In 2007, before the crisis broke, Spanish companies obtained record profits. These increased by 14.9 percent over the previous year. Even in the first quarter of 2008, with the crisis coming down, the profits of non-financial companies rose by eight percent, while those of financial firms fell, for the first time, by 1.5 percent. With this data in hand, the Finance Ministry expected revenue from company taxes greater than that of 2006, or at least similar. But, in fact, company tax revenue fell sharply, by 18 percent.
This data was released by the Tax Agency as early as September 2008. The only possible explanation for this sharp drop in revenue, the inspectors said, was an increase in tax evasion.
In just two years, 2008 and 2009, company tax and value-added tax (VAT) revenues fell by 46 billion euros. VAT recovered, but not company tax, as was explained last week by Francisco de la Torre, secretary of the Professional Organization of Tax Inspectors (IHE).

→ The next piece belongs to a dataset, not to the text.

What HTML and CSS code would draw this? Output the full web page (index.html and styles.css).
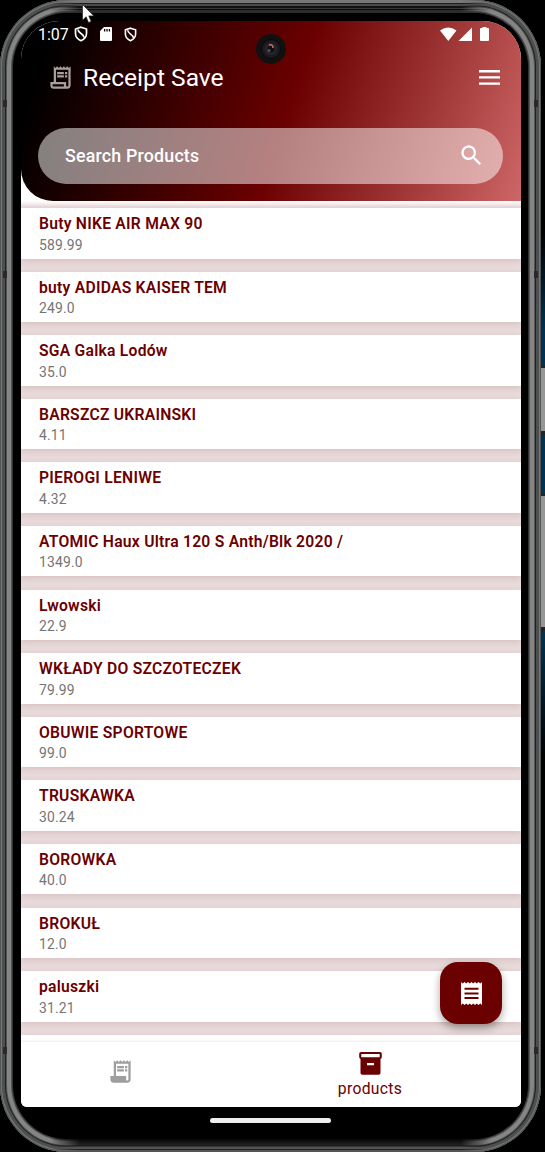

The first explanation normally offered for such a spectacular drop in revenue, he says, is that it is inevitable, because millions of jobs have been destroyed in Spain, and because the proportion of the under-the-counter economy has increased. Yet this does not explain what happened in 2008. Besides, destruction of employment essentially diminishes not revenue from company income, but that from income tax and Social Security contributions.
Tax evasion in Spain has risen, and is concentrated in large corporate groups, international companies and large personal fortunes
In short, tax evasion in Spain has risen, and, according to the experts, is concentrated in large corporate groups, international companies and large personal fortunes. The liberal and service professions, which have a poor public reputation in this respect, account for 10 to 20 percent of the total - which, while more than a little, is less relevant.
The reason why Spanish legislation has always been so timid and inefficient in the struggle against tax fraud is a question to be answered by the successive governments that have ruled Spain in recent decades. Why does Spain devote fewer resources to revenue inspection than any comparable neighboring country? Why has it been possible to accumulate such a huge quantity (some 50 billion euros) of tax debt pending collection, without any reform of the laws that permit this?
The answer to some of these questions is in the Law for Measures against Fiscal Fraud, approved last Wednesday in the Senate. It includes some necessary reforms, long demanded by the tax inspectors, but unfortunately leaves some big problems unresolved.
For example, the collection of pending tax debts. True, a reform of the Penal Code is required to avoid the present surprising situation, in which the Tax Agency can collect a pending tax debt of 1,000 euros by automatic, administrative means, while a debt of hundreds of thousands passes into the limbo of "pending collection" for years, while the case goes before the courts.
It just so happens that the Penal Code reform, which would enable the Agency to proceed to an administrative embargo without waiting for a final court ruling, is still being delayed. And of course, it will not retroactively affect the well-known 50 billion euros that now sleep under a shadow, in major law offices.
Nor is the new law going to clear up a long-standing headache for tax inspectors: the generally applicable obligation to conclude any fiscal investigation within a term of 12 months. Obviously, tax evasion is a very complicated thing to investigate. However, either the inspectors find sufficient proof in the space of a year, or they are obliged to close the case. The investigation of the Chinese money-laundering network recently discovered in Madrid took three years, but that was because it began as a police investigation and not a fiscal one. If the tax inspectors alone had been scrutinizing the accounts of the companies involved in this massive racket, they would have had to shelve the case long before obtaining any solid results.